The staple food of the Ivorian diet is the yam. The yam is boiled, and, when cooled, mashed to be eaten. Cassava is also an integral part of the Baoulé cuisine.

Yams, in addition to maize, are stored until they are needed.

Foods other than yams are obtained from the local market. The most important food of the market is fish, wrapped in palm leaves, an economic alternative to wrapping paper.
Ivorians typically eat meat from goats (chevon), sheep (mutton and lamb), and chickens, which are shared by the entire community. They milk their goats and get eggs from their chickens.

==Baoulé tools==

One of the basic tools employed by the Baoulé populace is the machete. The machete's uses can include clearing vegetation or the construction of a paddle or canoe from logs. Another one of the tools employed by the Baoulé populace, is the snail shell, which is used for grounding and pounding tobacco, for the manufacture of snuffs. The Baoulé people are well known for their unique hand woven textiles. The village of Sakiaré consists of 95% population of skilled hand-weavers.
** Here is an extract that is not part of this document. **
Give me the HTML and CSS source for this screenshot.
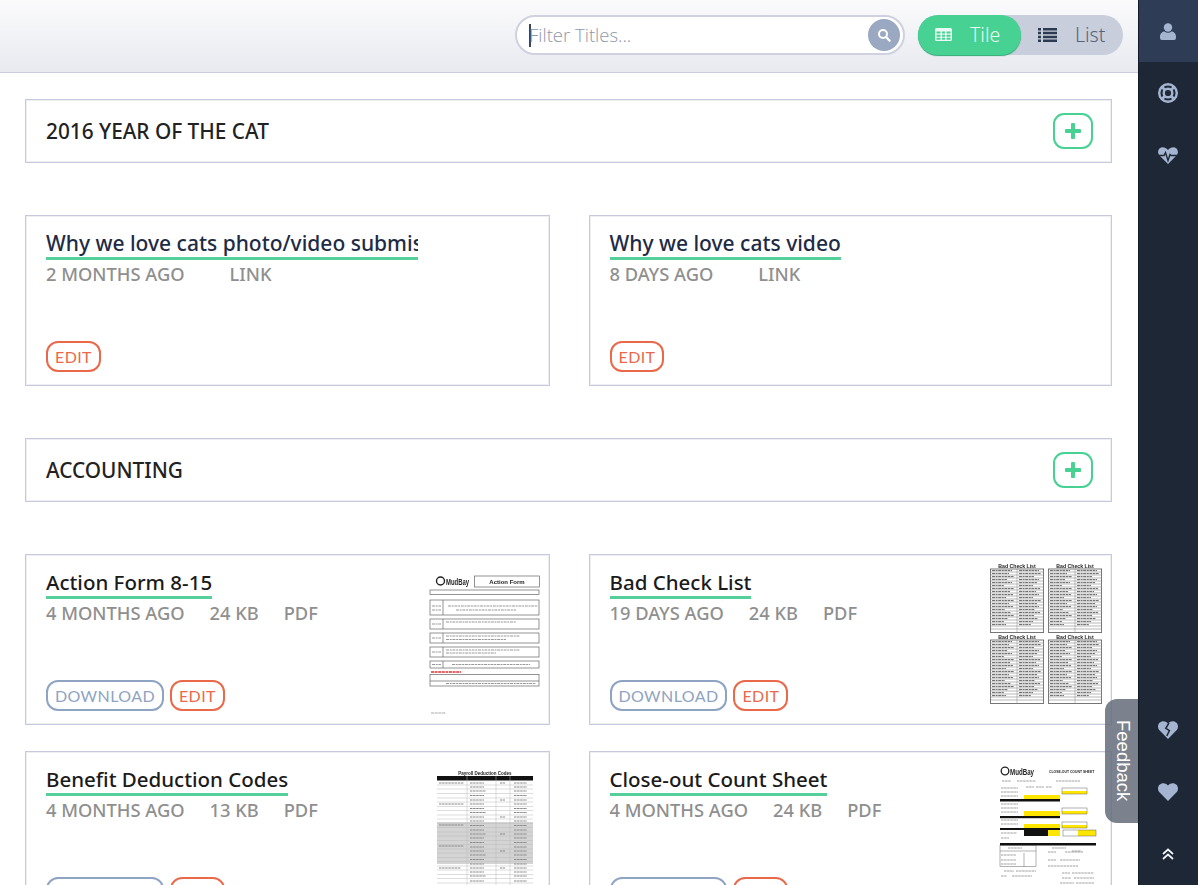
FILE: index.html
```html
<!DOCTYPE html>
<html lang="en">
<head>
  <meta charset="UTF-8" />
  <title>Documents</title>
  <link rel="stylesheet" href="styles.css">
</head>
<body>

  <svg class="defs" width="0" height="0" aria-hidden="true">
    <defs>
      <symbol id="check-list" viewBox="0 0 54 70">
        <text x="27" y="5" class="t-head" font-size="5.2">Bad Check List</text>
        <rect x=".4" y="6" width="53.2" height="63.5" fill="#fff" stroke="#555" stroke-width=".8"/>
        <path d="M0 9h54M0 12h54M0 15h54M0 18h54M0 21h54M0 24h54M0 27h54M0 30h54M0 33h54M0 36h54M0 39h54M0 42h54M0 45h54M0 48h54M0 51h54M0 54h54M0 57h54M0 60h54M0 63h54M0 66h54" stroke="#888" stroke-width=".6"/>
        <path d="M2 7.6h20M29 7.6h20M2 10.6h17M29 10.6h22M2 13.6h22M29 13.6h15M2 16.6h15M29 16.6h20M2 19.6h20M29 19.6h18M2 22.6h12M29 22.6h14M2 25.6h22M29 25.6h21M2 28.6h18M29 28.6h17M2 31.6h21M29 31.6h20M2 34.6h14M29 34.6h14M2 37.6h22M29 37.6h22M2 40.6h17M29 40.6h18M2 43.6h21M29 43.6h20M2 46.6h13M29 46.6h16M2 49.6h19M29 49.6h21M2 52.6h22M29 52.6h15M2 55.6h16M29 55.6h19M2 58.6h12M29 58.6h14M2 61.6h14M29 61.6h12" stroke="#666" stroke-width="1" stroke-dasharray="3 .6 2 .6"/>
        <path d="M27 6v63" stroke="#888" stroke-width=".5"/>
      </symbol>
    </defs>
  </svg>

  <div class="app">
    <div class="content">
      <header class="topbar">
        <div class="search">
          <span class="caret"></span>
          <span class="search-text">Filter Titles...</span>
          <button class="search-btn">
            <svg width="14" height="14" viewBox="0 0 14 14"><circle cx="6" cy="6" r="4" fill="none" stroke="#fff" stroke-width="2"/><path d="M9 9l3.6 3.6" stroke="#fff" stroke-width="2.2" stroke-linecap="round"/></svg>
          </button>
        </div>
        <div class="view-toggle">
          <a class="view-btn active">
            <svg width="17" height="13" viewBox="0 0 17 13"><path d="M1.500 0h14A1.500 1.500 0 0 1 17 1.500v10a1.500 1.500 0 0 1-1.500 1.500h-14A1.500 1.500 0 0 1 0 11.500v-10A1.500 1.500 0 0 1 1.500 0zM1.500 3.500v2h4v-2zm5.500 0v2h3v-2zm4.500 0v2h4v-2zm-10 3.200v2h4v-2zm5.500 0v2h3v-2zm4.500 0v2h4v-2zm-10 3.100v1.900h4v-1.900zm5.500 0v1.900h3v-1.900zm4.500 0v1.900h4v-1.900z" fill="#eafaf2" fill-rule="evenodd"/></svg>
            Tile
          </a>
          <a class="view-btn">
            <svg width="19" height="14" viewBox="0 0 19 14"><path d="M0 0h3v2.500H0zm5 0h14v2.500H5zM0 3.800h3v2.500H0zm5 0h14v2.500H5zM0 7.700h3v2.500H0zm5 0h14v2.500H5zM0 11.500h3V14H0zm5 0h14V14H5z" fill="#2c3a52"/></svg>
            List
          </a>
        </div>
      </header>

      <main>
        <section class="group">
          <div class="group-bar">
            <h2>2016 Year of the Cat</h2>
            <button class="add-btn"><svg width="16" height="16" viewBox="0 0 16 16"><path d="M8 1.500v13M1.500 8h13" stroke="#47d193" stroke-width="4" stroke-linecap="round"/></svg></button>
          </div>
          <div class="cards">
            <article class="card">
              <div class="card-body">
                <a class="title link-title clipped">Why we love cats photo/video submission</a>
                <div class="meta"><span>2 months ago</span><span class="no-size"></span><span>Link</span></div>
                <div class="actions"><a class="btn btn-edit">Edit</a></div>
              </div>
            </article>
            <article class="card">
              <div class="card-body">
                <a class="title link-title">Why we love cats video</a>
                <div class="meta"><span>8 days ago</span><span class="no-size"></span><span>Link</span></div>
                <div class="actions"><a class="btn btn-edit">Edit</a></div>
              </div>
            </article>
          </div>
        </section>

        <section class="group">
          <div class="group-bar">
            <h2>Accounting</h2>
            <button class="add-btn"><svg width="16" height="16" viewBox="0 0 16 16"><path d="M8 1.500v13M1.500 8h13" stroke="#47d193" stroke-width="4" stroke-linecap="round"/></svg></button>
          </div>
          <div class="cards">
            <article class="card">
              <div class="card-body">
                <a class="title">Action Form 8-15</a>
                <div class="meta"><span>4 months ago</span><span>24 KB</span><span>PDF</span></div>
                <div class="actions"><a class="btn btn-download">Download</a><a class="btn btn-edit">Edit</a></div>
              </div>
              <svg class="thumb" width="130" height="169" viewBox="419 555 130 169">
                <g fill="none" stroke="#666" stroke-width=".7">
                  <rect x="474.500" y="576" width="65" height="11"/>
                  <rect x="430" y="590" width="109" height="4.500"/>
                  <rect x="430" y="600" width="109" height="15"/>
                  <rect x="430" y="619" width="109" height="10"/>
                  <rect x="430" y="633" width="109" height="10"/>
                  <rect x="430" y="647" width="109" height="10"/>
                  <rect x="430" y="661" width="109" height="7"/>
                  <rect x="430" y="674.500" width="109" height="11.500"/>
                  <path d="M430 681h109M443 600v15M443 619v10M443 633v10M443 647v10M443 661v7"/>
                </g>
                <circle cx="440.500" cy="581" r="4" fill="none" stroke="#222" stroke-width="1.400"/>
                <text x="446" y="585" class="t-head t-left" font-size="9.500" textLength="23" lengthAdjust="spacingAndGlyphs">MudBay</text>
                <text x="507" y="584" class="t-head" font-size="6">Action Form</text>
                <path d="M448 606h90M456 610h60M446 622h70M446 636h74M446 639.500h60M446 650h74M446 653h50M452 664.500h78M446 683.500h90M432 606h9M432 610h9M432 624h9M432 638h9M432 652h9M432 664.500h9" stroke="#999" stroke-width="1.100" stroke-dasharray="3 .7 2 .7"/>
                <path d="M431 672h30" stroke="#d33" stroke-width="1.300" stroke-dasharray="3 .6"/>
                <path d="M431 713h15" stroke="#aaa" stroke-width="1.100" stroke-dasharray="3 .7"/>
              </svg>
            </article>
            <article class="card">
              <div class="card-body">
                <a class="title">Bad Check List</a>
                <div class="meta"><span>19 days ago</span><span>24 KB</span><span>PDF</span></div>
                <div class="actions"><a class="btn btn-download">Download</a><a class="btn btn-edit">Edit</a></div>
              </div>
              <svg class="thumb" width="130" height="169" viewBox="981 555 130 169">
                <use href="#check-list" x="990" y="563" width="54" height="70"/>
                <use href="#check-list" x="1048" y="563" width="54" height="70"/>
                <use href="#check-list" x="990" y="634" width="54" height="70"/>
                <use href="#check-list" x="1048" y="634" width="54" height="70"/>
              </svg>
            </article>
            <article class="card">
              <div class="card-body">
                <a class="title">Benefit Deduction Codes</a>
                <div class="meta"><span>4 months ago</span><span>13 KB</span><span>PDF</span></div>
                <div class="actions"><a class="btn btn-download">Download</a><a class="btn btn-edit">Edit</a></div>
              </div>
              <svg class="thumb" width="130" height="169" viewBox="419 752 130 169">
                <text x="485" y="775" class="t-head" font-size="4.500">Payroll Deduction Codes</text>
                <rect x="437" y="776" width="96" height="4.500" fill="#111"/>
                <rect x="437" y="822" width="96" height="42" fill="#d4d4d4"/>
                <path d="M437 785h96M437 789h96M437 793.500h96M437 798h96M437 802h96M437 806.500h96M437 810.500h96M437 815h96M437 819h96M437 823.500h96M437 827.500h96M437 832h96M437 836h96M437 840.500h96M437 844.500h96M437 849h96M437 853h96M437 857.500h96M437 861.500h96M437 866h96M437 870h96M437 874.500h96M437 878.500h96M437 883h96" stroke="#bbb" stroke-width=".5"/>
                <path d="M467 776v110M496 776v110M510 776v110" stroke="#bbb" stroke-width=".5"/>
                <path d="M470 783h14M470 787h14M470 791h16M470 795.500h14M470 800h14M470 804h14M470 808.500h14M470 812.500h16M470 817h14M470 821h14M470 825.500h14M470 830h14M470 834h16M470 838h14M470 842.500h14M470 847h14M470 851h14M470 855h16M470 859.500h14M470 864h14M470 868h14M470 872h14M470 876h16M470 881h14M514 783h13M514 787h13M514 791h13M514 795.500h13M514 800h13M514 804h13M514 808.500h13M514 812.500h13M514 817h13M514 821h13M514 825.500h13M514 830h13M514 834h13M514 838h13M514 842.500h13M514 847h13M514 851h13M514 855h13M514 859.500h13M514 864h13M514 868h13M514 872h13M514 876h13M514 881h13M500 783h5M500 800h5M500 817h5M500 834h5M500 851h5M500 868h5M439 783h25M439 804h25M439 825h25M439 846h25M439 868h22" stroke="#888" stroke-width="1" stroke-dasharray="2.500 .6"/>
              </svg>
            </article>
            <article class="card">
              <div class="card-body">
                <a class="title">Close-out Count Sheet</a>
                <div class="meta"><span>4 months ago</span><span>24 KB</span><span>PDF</span></div>
                <div class="actions"><a class="btn btn-download">Download</a><a class="btn btn-edit">Edit</a></div>
              </div>
              <svg class="thumb" width="130" height="169" viewBox="981 752 130 169">
                <circle cx="1005" cy="771" r="3.800" fill="none" stroke="#222" stroke-width="1.300"/>
                <text x="1010" y="775" class="t-head t-left" font-size="9" textLength="24" lengthAdjust="spacingAndGlyphs">MudBay</text>
                <text x="1049" y="773" class="t-head t-left" font-size="3.400">CLOSE-OUT COUNT SHEET</text>
                <g fill="#ffe600">
                  <rect x="1024" y="795" width="36" height="4"/><rect x="1024" y="811" width="36" height="5"/><rect x="1024" y="824" width="36" height="4"/>
                  <rect x="1062" y="791" width="25" height="3"/><rect x="1062" y="811" width="25" height="3"/><rect x="1062" y="825" width="25" height="3"/>
                  <rect x="1048" y="830" width="12" height="6"/><rect x="1078" y="830" width="18" height="6"/>
                </g>
                <g fill="#111">
                  <rect x="1000" y="799" width="60" height="2.500"/><rect x="1000" y="816" width="60" height="2.200"/><rect x="1000" y="828" width="60" height="2"/>
                  <rect x="1024" y="830" width="24" height="6"/><rect x="1000" y="843" width="96" height="2.500"/>
                </g>
                <g fill="none" stroke="#666" stroke-width=".5">
                  <rect x="1062" y="788" width="25" height="6"/><rect x="1062" y="808" width="25" height="6"/><rect x="1062" y="822" width="25" height="6"/><rect x="1063" y="830" width="33" height="6"/>
                  <rect x="1000" y="845.500" width="36" height="21"/><path d="M1024 853v14M1000 851h36"/>
                </g>
                <path d="M1002 781h9M1017 781h19M1056 781h24M1026 787h8M1036 787h8M1046 787h6M1001 788h17M1001 792h17M1001 796h17M1001 804h17M1001 808h17M1001 812h17M1001 820h17M1001 824h17M1001 833h16M1001 838h8M1008 848h14M1001 855h15M1001 860h15M1001 864h15M1052 848h14M1072 851h9M1048 852h8M1065 852h18M1048 860h8M1060 860h20M1048 866h30M1004 871h10M1016 871h20M1001 876h6M1012 876h20M1062 873h8M1072 873h22M1062 878h9M1074 878h20M1060 883h14M1076 883h18" stroke="#888" stroke-width=".8" stroke-dasharray="2.500 .6"/>
              </svg>
            </article>
          </div>
        </section>
      </main>
    </div>

    <nav class="sidebar">
      <a class="side-item active">
        <svg width="16" height="17" viewBox="0 0 16 17"><circle cx="8" cy="4.500" r="4.200" fill="#a5b4d0"/><path d="M0 13.500c0-3 2.500-5 4.500-5 1 .8 2.200 1.200 3.500 1.200s2.500-.4 3.500-1.200c2 0 4.500 2 4.500 5v1.500a2 2 0 0 1-2 2H2a2 2 0 0 1-2-2z" fill="#a5b4d0"/></svg>
      </a>
      <a class="side-item">
        <svg width="20" height="20" viewBox="0 0 20 20" fill="none" stroke="#a5b4d0"><circle cx="10" cy="10" r="8.800" stroke-width="2.400"/><circle cx="10" cy="10" r="4.300" stroke-width="2.400"/><path d="M4 4l3 3M16 4l-3 3M4 16l3-3M16 16l-3-3" stroke-width="2.800"/></svg>
      </a>
      <a class="side-item">
        <svg width="20" height="17" viewBox="0 0 20 17"><path d="M10 17L1.500 8.500C-.5 6.300-.3 3 1.800 1.300 4-.6 7.500 0 10 3c2.500-3 6-3.600 8.200-1.700 2.100 1.700 2.300 5 .3 7.200z" fill="#a5b4d0"/><path d="M0 8.500h6l1.500-3 2.500 8 2-6 1 1h7" fill="none" stroke="#1e2736" stroke-width="1.400"/></svg>
      </a>
      <div class="side-spacer"></div>
      <a class="side-item">
        <svg width="20" height="18" viewBox="0 0 20 18"><path d="M10 18L1.700 9.500C-.5 7.200-.5 3.700 1.500 1.800 3.700-.4 7.500-.4 10 2.600c2.500-3 6.300-3 8.500-.8 2 1.900 2 5.400-.2 7.700z" fill="#a5b4d0"/><path d="M11 1.800L7.800 7.300l3.600 2.200L8.800 15" fill="none" stroke="#1e2736" stroke-width="1.500"/></svg>
      </a>
      <a class="side-item">
        <svg width="20" height="18" viewBox="0 0 20 18"><path d="M10 18L1.700 9.500C-.5 7.200-.5 3.700 1.500 1.800 3.700-.4 7.500-.4 10 2.600c2.500-3 6.300-3 8.500-.8 2 1.900 2 5.400-.2 7.700z" fill="#a5b4d0"/></svg>
      </a>
      <a class="side-item">
        <svg width="12" height="12" viewBox="0 0 12 12" fill="none" stroke="#f0f3fa" stroke-width="1.700"><path d="M1 6l5-4.500L11 6M1 11l5-4.500L11 11"/></svg>
      </a>
    </nav>

    <a class="feedback">Feedback</a>
  </div>

</body>
</html>
```

FILE: styles.css
```css
html, body {
  margin: 0;
  padding: 0;
  height: 100%;
  overflow: hidden;
}

body {
  font-family: "Noto Sans", sans-serif;
  background: #fff;
  color: #222;
}

.defs {
  position: absolute;
}

.app {
  display: flex;
  height: 885px;
  position: relative;
  overflow: hidden;
}

.content {
  width: 1138px;
  flex-shrink: 0;
}

/* top bar */
.topbar {
  height: 73px;
  display: flex;
  justify-content: flex-end;
  align-items: flex-start;
  gap: 13px;
  padding: 15px 15px 0 0;
  box-sizing: border-box;
  background: linear-gradient(#fbfbfc, #e8eaf0);
  border-bottom: 1px solid #c8ccdb;
}

.search {
  width: 390px;
  height: 40px;
  box-sizing: border-box;
  display: flex;
  align-items: center;
  background: #fff;
  border: 2px solid #cfd2de;
  border-radius: 20px;
  padding: 0 3px 0 12px;
}

.caret {
  width: 2px;
  height: 23px;
  background: #3a4558;
}

.search-text {
  flex: 1;
  margin: -2px 0 0 -2px;
  font-family: "Open Sans", sans-serif;
  font-size: 18.500px;
  font-weight: 300;
  color: #8d98ac;
}

.search-btn {
  width: 32px;
  height: 32px;
  padding: 0;
  border: none;
  border-radius: 50%;
  background: #9aa8c2;
  display: flex;
  align-items: center;
  justify-content: center;
}

.view-toggle {
  width: 205px;
  height: 40px;
  display: flex;
  background: #c8cedb;
  border-radius: 20px;
}

.view-btn {
  display: flex;
  align-items: center;
  gap: 18px;
  padding: 0 0 1px 17px;
  font-size: 19.500px;
  font-weight: 300;
  color: #56637b;
  flex: 1;
}

.view-btn.active {
  flex: none;
  width: 103px;
  box-sizing: border-box;
  color: #eafaf2;
  background: #47d193;
  border-radius: 20px;
  box-shadow: 0 1px 1px #2fa872;
}

/* groups */
main {
  padding: 26px 26px 0 25px;
}

.group {
  margin-bottom: 52px;
}

.group-bar {
  height: 64px;
  box-sizing: border-box;
  display: flex;
  align-items: center;
  justify-content: space-between;
  padding: 0 18px 0 20px;
  border: 1px solid #c8c9dc;
  box-shadow: inset 0 0 0 1px #eeeef5;
  margin-bottom: 52px;
}

.group-bar h2 {
  margin: 0;
  font-size: 20.800px;
  font-weight: 500;
  text-transform: uppercase;
  color: #222;
}

.add-btn {
  width: 40px;
  height: 36px;
  padding: 0;
  background: #fff;
  border: 2px solid #47d193;
  border-radius: 11px;
  display: flex;
  align-items: center;
  justify-content: center;
}

.cards {
  display: grid;
  grid-template-columns: 524.500px 523.500px;
  column-gap: 39px;
  row-gap: 26px;
}

.card {
  height: 171px;
  box-sizing: border-box;
  display: flex;
  border: 1px solid #c8c9dc;
  box-shadow: inset 0 0 0 1px #eeeef5;
}

.card-body {
  flex: 1;
  min-width: 0;
  display: flex;
  flex-direction: column;
  align-items: flex-start;
  padding: 14px 0 13px 20px;
}

.thumb {
  flex-shrink: 0;
  filter: blur(0.35px);
}

.t-head {
  font-family: "Liberation Sans", sans-serif;
  font-weight: bold;
  text-anchor: middle;
  fill: #222;
}

.t-left {
  text-anchor: start;
}

.title {
  font-size: 20.500px;
  font-weight: 500;
  line-height: 27px;
  color: #1b1b1b;
  border-bottom: 3px solid #55d09a;
  white-space: nowrap;
}

.link-title {
  font-size: 21px;
  color: #1e2b45;
}

.clipped {
  max-width: 372px;
  overflow: hidden;
}

.meta {
  font-size: 18.300px;
  font-weight: 500;
  line-height: 27px;
  color: #8f8f8f;
  text-transform: uppercase;
  display: flex;
  gap: 25px;
}

.no-size {
  margin-right: -5px;
}

.actions {
  margin-top: auto;
  display: flex;
  gap: 6px;
}

.btn {
  height: 31px;
  box-sizing: border-box;
  display: flex;
  align-items: center;
  padding: 0 7px;
  font-family: "Lato", sans-serif;
  font-size: 16px;
  text-transform: uppercase;
  letter-spacing: 0.4px;
  background: #fff;
  border-radius: 12px;
}

.btn-edit {
  color: #e9694a;
  border: 2.500px solid #e9694a;
}

.btn-download {
  color: #8fa3c2;
  border: 2.500px solid #8fa3c2;
}

/* sidebar */
.sidebar {
  width: 60px;
  display: flex;
  flex-direction: column;
  background: #1e2736;
  border-left: 1px solid #141b26;
  box-sizing: border-box;
}

.side-item {
  height: 62px;
  flex-shrink: 0;
  padding-right: 2px;
  display: flex;
  align-items: center;
  justify-content: center;
}

.side-item.active {
  background: #2e3d55;
}

.side-spacer {
  flex: 1;
}

.feedback {
  position: absolute;
  top: 699px;
  left: 1105px;
  width: 33px;
  height: 124px;
  padding-left: 3px;
  box-sizing: border-box;
  display: flex;
  align-items: center;
  justify-content: center;
  writing-mode: vertical-rl;
  font-family: "Liberation Sans", sans-serif;
  font-size: 18.500px;
  color: #fff;
  background: rgba(100, 108, 122, 0.85);
  border-radius: 12px 0 0 12px;
}
```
The two most notable tools used by the Bauolé people are the shuttle and the beater. The shuttle is a hand made wooden boat shuttle used to in hand weaving to place the weft (horizontal) yarn between the warp (vertical) yarns, interweaving them to create a fabric. The beater is also another hand crafted tool that's made from yarn, straw, and yarn. The beater's function is to pull the inserted weft yarn from the shuttle forward towards the weaving structure to secure the yarn tightly - creating the fabric.

==Political structure==

The Baoulé political structure is simple; several senior village leaders get together and discuss various issues affecting their village. Each village is ruled by a village-chief (for small villages) or by a queen or a king (for large villages) assisted by some notables or advisers. Queens and kings rarely speak in public, but via a spokesman. Villages were dependent on others to form a canton or a tribe. Each canton is also ruled by a queen or a king. Everyone has a say, even slaves, and everyone was friendly and social. Baoulé political organization is matriarchal and women's rights are very sacred.